Donnie has apparently wooed over many of Insomniac’s partners despite still being listed on the website. Even many local production companies from California have gone from listing their events booked through Insomniac to a new booking company, registered as Disco Donnie Presents, almost with in 24 hours.

When asked for his thoughts on the rumours, Donnie kinda said it all by not saying anything, responding “No Comment..:)”

Another source close to Insomniac known only as Frank*, who owns a local production company, has confessed: “You think they have their shit together? They don’t, they really don’t. All they do is screw and take advantage of their local promoters. They make the money and the locals do all the work. So are they good at doing that? Yeah, sure.”

As EDMSnob has discovered, this has left Insomniac with few legs to stand on. With much smaller coffers, the company will no longer be able to compete in the manner they previously did – using suspected bully tactics. Robert* a CEO for a major EDM corporation, has explained how the booking process for Insomniac worked previously:

“The way it works is you tour these artists all over the place, and it drives down the price for each stop. You might make a little money on the shows but you get the brand out there to all these markets, then you kill it on the festivals because you can say, ‘Hey man I gave you all this money and exposure for these shows, you have to give me a good price so I can make my money now that I’ve made you big’, and when you can say that to an artist, you have him by the balls.
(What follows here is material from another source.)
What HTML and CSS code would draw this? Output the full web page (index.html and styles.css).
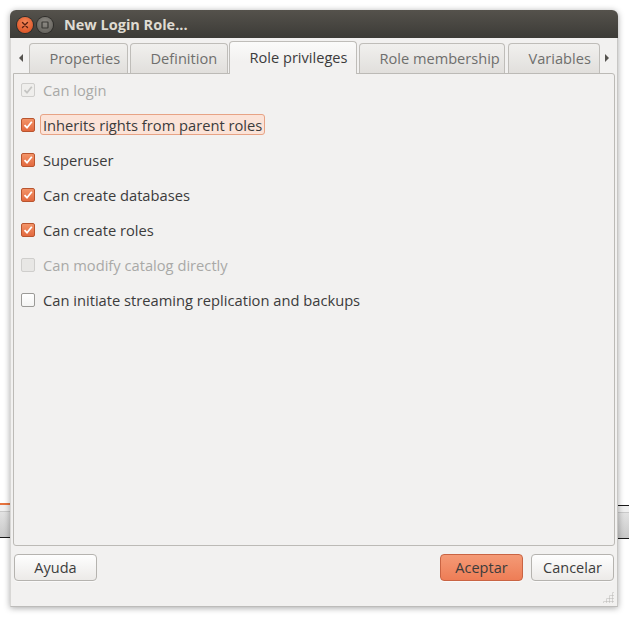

Then people will pay a ton because you have all these great artists there, and you’ve gotten a discount on all of them. A few of those a year and you’re set, man.”

So, without that power, Insomniac will be struggling to book any buzzworthy talent at all. Having been involved with 653 events, the collapse of the company would see a massive hole in the American EDM live scene, which begs the question: without the regular income of stateside festivals and similar events, how will many of our favourite EDM artists, labels and promoters cough up the cash to tour here?